Violenza ed intolleranza portano alla paura e all’odio reciproco. In questi tempi di minacce mediatiche e coincidenze politiche, viene in mente come la storia sia davvero un libro aperto le cui pagine, spostate dal vento dell’oblio, riscrivono le stesse tragedie, lette ma non capite.
Il 17 febbraio del 1600 veniva arso vivo Giordano Bruno a Roma, in Campo dei Fiori. Senza voler fare facili e tristi paragoni, la morte del monaco dominicano ci invita a riflettere su quanto la mancanza di uno spirito critico, aperto a nuove idee e teorie, possa essere un terreno fertile di violenza e sopraffazione. Giordano Bruno ebbe la sfortuna di vivere in un’epoca in cui un pensiero critico non allineato doveva essere cancellato, abolito e distrutto. Una sfortuna che aleggia sulle pagine contemporanee del libro della storia. Morì dieci anni prima delle teorie e delle scoperte di Galileo Galilei e nacque cinque anni dopo la morte di Copernico.
Il 1600 è l’anno del Giubileo. Uomini di chiesa, fedeli, pellegrini corrono a Roma per celebrare l’evento. Le strade della città sono in pieno fermento, il viavai di gente assomiglia al corso inarrestabile del Tevere. In quella folla caotica, impegnata in litanie e canti, pochi prestano attenzione al martirio del monaco dominicano, impegnati quasi tutti a ricevere benedizioni e indulgenze. Giordano Bruno era lì, a bruciare per le sue idee diverse dalla dottrina obbligata ed accettata. Fosse vissuto solo qualche decennio dopo, forse la sua morte non sarebbe stata così atroce.
Nel 1600 l’Inquisizione macinava vite e idee a pieno regime. La vena umanistica del cristianesimo rinascimentale si stava esaurendo nello spirito della Controriforma. Un’epoca d’intolleranza e persecuzione valutava come orrende e quindi degne di morte le idee di chi non professava la filosofia aristoteliana.

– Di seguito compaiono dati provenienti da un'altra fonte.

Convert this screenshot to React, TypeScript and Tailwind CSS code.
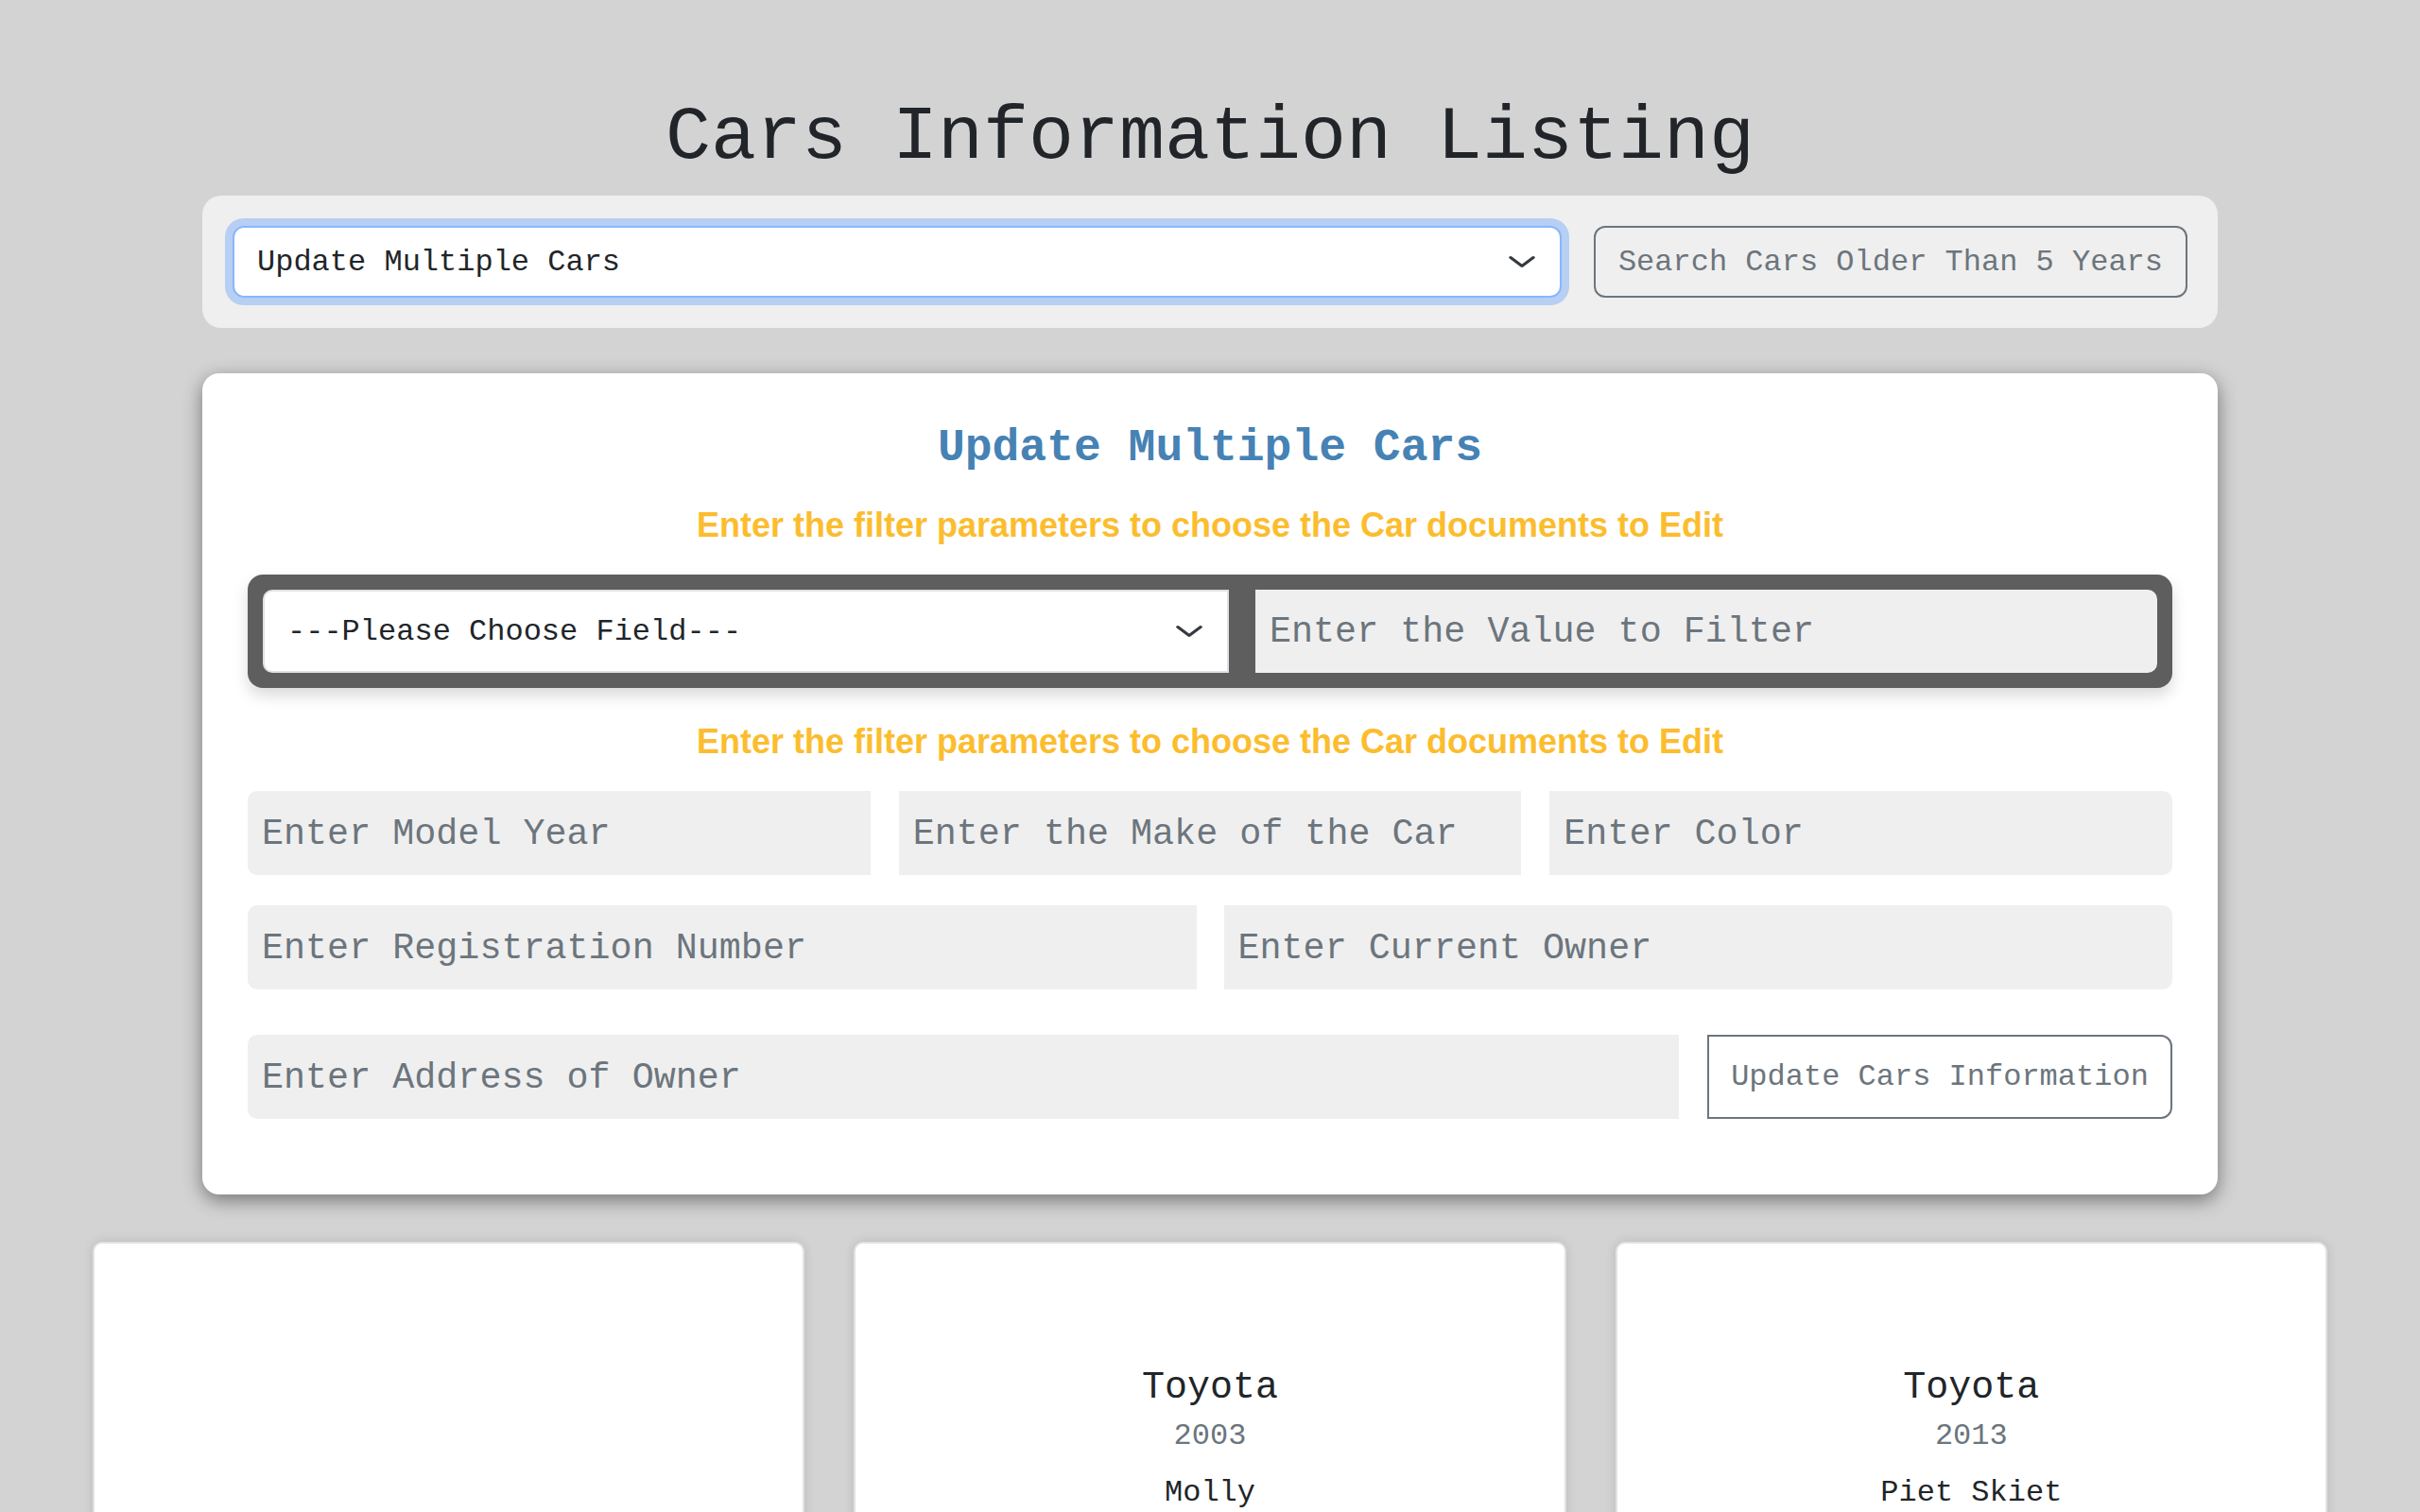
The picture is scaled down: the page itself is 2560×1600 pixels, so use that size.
import React from "react";

const mono = "font-['Liberation_Mono','Courier_New',monospace]";

function Chevron() {
  return (
    <svg
      className="pointer-events-none absolute right-[26px] top-1/2 h-[24px] w-[32px] -translate-y-1/2"
      viewBox="0 0 16 16"
      preserveAspectRatio="none"
      fill="none"
      stroke="#343a40"
      strokeWidth={1.8}
      strokeLinecap="round"
      strokeLinejoin="round"
    >
      <path d="m2 5 6 6 6-6" />
    </svg>
  );
}

const CARS = [
  { make: "", year: "", owner: "", spacer: "h-[420px]" },
  { make: "Toyota", year: "2003", owner: "Molly", spacer: "h-[129px]" },
  { make: "Toyota", year: "2013", owner: "Piet Skiet", spacer: "h-[129px]" },
];

export default function App() {
  const inputCls =
    "h-[89px] w-full bg-[#efefef] pl-[15px] pr-[16px] text-[38.4px] text-[#212529] placeholder-[#6c757d] outline-none";

  return (
    <div className={`min-h-screen bg-[#d3d3d3] pb-[40px] text-[#212529] ${mono}`}>
      <h1 className="pt-[98px] text-center text-[80px] font-normal leading-[1.2]">
        Cars Information Listing
      </h1>

      {/* Top bar */}
      <div className="mx-auto mt-[13px] flex w-[2132px] items-center gap-[34px] rounded-[20px] bg-[#efefef] p-[32px]">
        <div className="relative flex-1">
          <select
            defaultValue="update"
            className="h-[76px] w-full appearance-none rounded-[12px] border-2 border-[#86b7fe] bg-white pl-[24px] pt-[2px] text-[32px] text-[#212529] shadow-[0_0_0_8px_rgba(13,110,253,0.25)] outline-none"
          >
            <option value="update">Update Multiple Cars</option>
          </select>
          <Chevron />
        </div>
        <button className="h-[76px] shrink-0 rounded-[12px] border-2 border-[#6c757d] px-[24px] pt-[2px] text-[32px] text-[#6c757d]">
          Search Cars Older Than 5 Years
        </button>
      </div>

      {/* Update form card */}
      <div className="mx-auto mt-[48px] w-[2132px] rounded-[18px] bg-white px-[48px] pb-[80px] pt-[51px] shadow-[0_6px_20px_rgba(0,0,0,0.45)]">
        <h2 className="text-center text-[48px] font-bold leading-[1.2] text-[#4682b4]">
          Update Multiple Cars
        </h2>
        <p className="mt-[30px] text-center font-['Liberation_Sans',Arial,sans-serif] text-[36px] font-bold leading-[1.2] text-[#fbbd2e]">
          Enter the filter parameters to choose the Car documents to Edit
        </p>

        <div className="mt-[31px] flex gap-[28px] rounded-[16px] bg-[#5e5e5e] p-[16px] shadow-[0_8px_16px_rgba(0,0,0,0.15)]">
          <div className="relative w-[1022px] shrink-0">
            <select
              defaultValue=""
              className="h-[88px] w-full appearance-none rounded-l-[10px] border-2 border-[#dee2e6] bg-white pl-[24px] pt-[2px] text-[32px] text-[#212529] outline-none"
            >
              <option value="">---Please Choose Field---</option>
            </select>
            <Chevron />
          </div>
          <input
            placeholder="Enter the Value to Filter"
            className="h-[88px] flex-1 rounded-r-[10px] bg-[#efefef] pl-[15px] pt-[3px] text-[38.4px] text-[#212529] placeholder-[#6c757d] outline-none"
          />
        </div>

        <p className="mt-[35px] text-center font-['Liberation_Sans',Arial,sans-serif] text-[36px] font-bold leading-[1.2] text-[#fbbd2e]">
          Enter the filter parameters to choose the Car documents to Edit
        </p>

        <div className="mt-[31px] grid grid-cols-3 gap-[30px]">
          <input placeholder="Enter Model Year" className={`${inputCls} rounded-l-[10px] pt-[3px]`} />
          <input placeholder="Enter the Make of the Car" className={`${inputCls} pt-[3px]`} />
          <input placeholder="Enter Color" className={`${inputCls} rounded-r-[10px] pt-[3px]`} />
        </div>

        <div className="mt-[32px] grid grid-cols-2 gap-[29px]">
          <input placeholder="Enter Registration Number" className={`${inputCls} rounded-l-[10px] pt-[3px]`} />
          <input placeholder="Enter Current Owner" className={`${inputCls} rounded-r-[10px] pt-[3px]`} />
        </div>

        <div className="mt-[48px] flex gap-[30px]">
          <input placeholder="Enter Address of Owner" className={`${inputCls} flex-1 rounded-l-[10px] pt-[3px]`} />
          <button className="h-[89px] w-[492px] shrink-0 rounded-r-[12px] border-2 border-[#6c757d] bg-white pt-[2px] text-[32px] text-[#6c757d]">
            Update Cars Information
          </button>
        </div>
      </div>

      {/* Car cards */}
      <div className="mx-auto mt-[50px] grid w-[2364px] grid-cols-3 gap-[52px]">
        {CARS.map((car, i) => (
          <div
            key={i}
            className="min-h-[420px] rounded-[10px] border-2 border-[#e2e2e2] bg-white text-center shadow-[0_0_12px_rgba(0,0,0,0.12)]"
          >
            <div className={car.spacer} />
            {car.make && (
              <>
                <div className="text-[40px] leading-[1.2]">{car.make}</div>
                <div className="mt-[8px] text-[32px] leading-[1.2] text-[#6c757d]">{car.year}</div>
                <div className="mt-[22px] text-[32px] leading-[1.2]">{car.owner}</div>
              </>
            )}
          </div>
        ))}
      </div>
    </div>
  );
}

Giordano Bruno ebbe in sorte di essere uno spirito libero pensante che, dopo aver studiato testi e letto volumi pesanti quanto le falsità in essi contenuti, elaborò il suo pensiero in maniera critica ed indipendente. Accusato di idee eretiche, fra le quali anche quella dell’esistenza di un universo infinito di mondi, Bruno non era un astronomo, bensì un filosofo itinerante che faceva del suo cammino in lungo e in largo per l’Europa, il suo più valido strumento di conoscenza. Confrontandosi con nuove teorie e linee di pensiero, Giordano Bruno elaborò una sua visione del mondo e dell’universo. Inaugura una teoria del relativismo in cui le verità date per certe ed assolute sono le prime a dover essere confutate e provate nella realtà delle cose. Bruno fu uno dei primi ad incoraggiare l’uso del metodo sperimentale.
Quello che oggi ci resta del monaco dominicano è la forza delle suo spirito critico, la capacità di guardare alle cose da un’altra prospettiva, valutarle, confutarle e cambiarle se necessario. La muffa dei pensieri è il più grande torto alla conoscenza.